Benzer bir askeri planı Suriye içinde de tasarlamaktadır. Suriye ordusunu mümkün mertebe Hatay bölgesine kadar olan hattan uzak tutmak, sahada esas itibariyle “Kürt” silahlı yapılanmaların nüfuz alanlarını genişletmek, bu gaye için IŞİD, El-Nusra ve El-Fetih ile Suriye ordusunu daimi olarak kapıştırarak yormak. Esad iktidarını belirli bölgelere mecbur bırakmak. Kolu kanadı kırık bir Şam ile müzakerelere oturmak. Ayrıca, kapana kısılmış bir Esad üzerinden müttefikleri İran, Rusya ve Çin’e şantaj kurmak ve daha çok taviz koparmaya çalışmak. Katar efendisi ABD’ye uyum ve biatte kusur etmese de, Erdoğan-Davutoğlu hükümeti, İsrail ve Suudi Krallığı buna itiraz etmekte, “Esad yıkılıncaya kadar” formülünde ısrar etmektedir.  

Lakin Suriye devleti düşmanlarının mutfağında pişen yemeğe Suriye devletinin dostları su katmaktadır. Alınan ve uygulamaya konulan üç önemli stratejik karar hesapları alt üst ediyor. Birincisi, Hizbullah’ın Suriye ordusu ile sadece belirli mıntıkalarda mahsur kalmaması, Suriye’nin her karış toprağında savaşa dâhil olması. İkincisi, Suudi Krallığı altında ve en zengin petrol bölgelerinde yaşayan Şiilerin en şiddetli baskılara ve her türlü yasaklara rağmen kitleler halinde sokaklara dökülmesi ve silahlı savunma birlikleri için çağrıda bulunması. Üçüncüsü ve en önemlisi pimi çekilen Yemen bombasının Suudi Krallığı’nın kucağına bırakılması ve savaşın Suudi Krallığı’na taşınması.  

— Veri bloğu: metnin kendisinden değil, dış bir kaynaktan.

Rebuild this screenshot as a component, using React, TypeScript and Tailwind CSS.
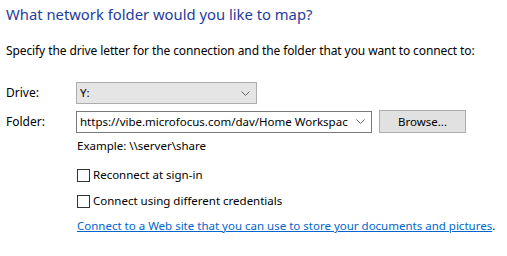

Suudi Krallığı’nın Suriye denkleminden düşürülmesi kayda değer dönüşümler getirecektir. Suudi hava operasyonlarının, Yemen’e hiçbir kaideye riayet etmeden büyük bir kin ve nefretle saldırmasının gerekçesi budur. Eski bir ABD askeri olan Gordon Duff’un iddiasına binaen, İsrail hava kuvvetlerinin Yemen’e nötron bombası attığını söylemesi Suudi hanedanlığın Yemen bataklığında boğulmaya başladığının göstergesidir. İsrail’in Suudilerin yanında savaşa dâhil olması ve sadece bir kilo ağırlığında olan uçak ve top bataryaları vasıtasıyla atılabilen “sınırlı ve temiz hidrojen tipi nükleer silah” olarak tanımlanan tahrip gücü yüksek nötron bombalarının Yemen’de kullanıldığı haberi, Suudi hanedanlığın içinde bulunduğu vahim durumu göstermesi açısından önemlidir. Yemen’in bölgesel denkleme dahil olması AKP’nin Suriye macerasında “değerli yalnızlığı” daha derin yaşayacağına işarettir. Bu yüzden Yemen’e gönderilen bisküvi kutularından kurabiye yerine ateşli oyuncakların çıkması gayet doğaldır.